TASK INSTRUCTIONS: Transcribe each line of the material as it is, and drop any picture.

-- start DATA --

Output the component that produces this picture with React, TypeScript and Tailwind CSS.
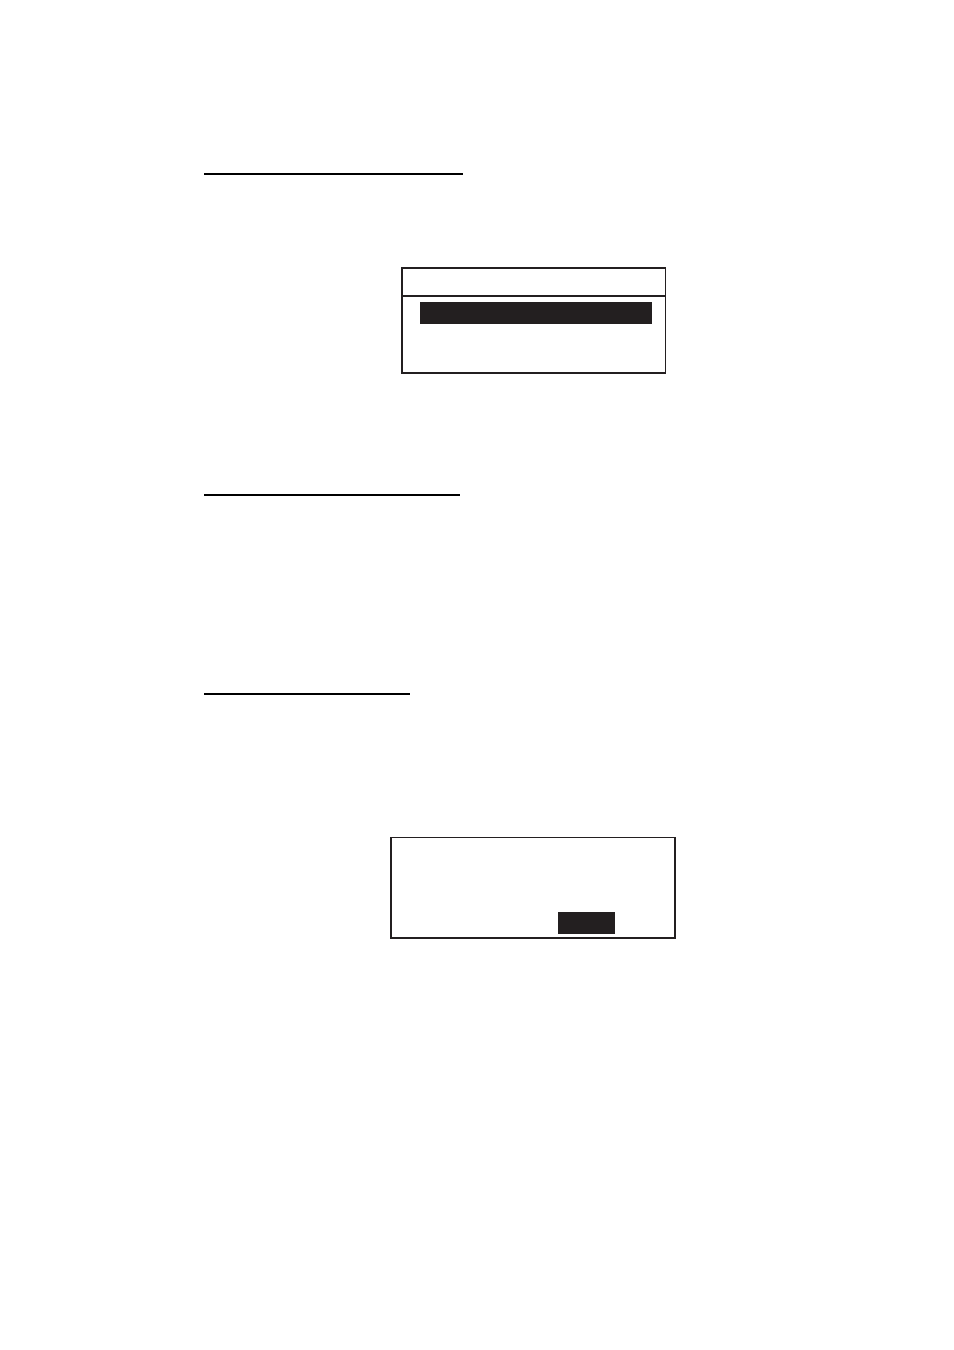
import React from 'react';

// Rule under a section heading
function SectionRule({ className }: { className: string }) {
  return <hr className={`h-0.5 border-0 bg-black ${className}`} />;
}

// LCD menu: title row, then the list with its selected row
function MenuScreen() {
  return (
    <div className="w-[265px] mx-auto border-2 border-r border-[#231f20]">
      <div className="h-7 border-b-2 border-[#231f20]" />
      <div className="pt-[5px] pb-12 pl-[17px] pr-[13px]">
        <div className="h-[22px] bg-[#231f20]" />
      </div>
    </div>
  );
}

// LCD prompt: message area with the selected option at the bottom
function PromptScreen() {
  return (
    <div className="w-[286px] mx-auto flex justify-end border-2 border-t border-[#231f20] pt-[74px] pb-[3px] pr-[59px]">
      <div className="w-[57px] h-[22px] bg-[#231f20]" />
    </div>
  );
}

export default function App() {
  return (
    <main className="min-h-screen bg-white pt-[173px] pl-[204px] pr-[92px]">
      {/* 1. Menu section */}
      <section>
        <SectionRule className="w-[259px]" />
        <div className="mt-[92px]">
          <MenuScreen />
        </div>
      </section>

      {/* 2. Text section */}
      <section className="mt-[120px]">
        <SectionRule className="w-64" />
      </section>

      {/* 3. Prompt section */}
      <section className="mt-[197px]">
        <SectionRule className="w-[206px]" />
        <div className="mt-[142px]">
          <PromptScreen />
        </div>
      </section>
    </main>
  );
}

-- end DATA --

EXPECTED OUTPUT:
Output the component that produces this picture with React, TypeScript and Tailwind CSS.
import React from 'react';

// Rule under a section heading
function SectionRule({ className }: { className: string }) {
  return <hr className={`h-0.5 border-0 bg-black ${className}`} />;
}

// LCD menu: title row, then the list with its selected row
function MenuScreen() {
  return (
    <div className="w-[265px] mx-auto border-2 border-r border-[#231f20]">
      <div className="h-7 border-b-2 border-[#231f20]" />
      <div className="pt-[5px] pb-12 pl-[17px] pr-[13px]">
        <div className="h-[22px] bg-[#231f20]" />
      </div>
    </div>
  );
}

// LCD prompt: message area with the selected option at the bottom
function PromptScreen() {
  return (
    <div className="w-[286px] mx-auto flex justify-end border-2 border-t border-[#231f20] pt-[74px] pb-[3px] pr-[59px]">
      <div className="w-[57px] h-[22px] bg-[#231f20]" />
    </div>
  );
}

export default function App() {
  return (
    <main className="min-h-screen bg-white pt-[173px] pl-[204px] pr-[92px]">
      {/* 1. Menu section */}
      <section>
        <SectionRule className="w-[259px]" />
        <div className="mt-[92px]">
          <MenuScreen />
        </div>
      </section>

      {/* 2. Text section */}
      <section className="mt-[120px]">
        <SectionRule className="w-64" />
      </section>

      {/* 3. Prompt section */}
      <section className="mt-[197px]">
        <SectionRule className="w-[206px]" />
        <div className="mt-[142px]">
          <PromptScreen />
        </div>
      </section>
    </main>
  );
}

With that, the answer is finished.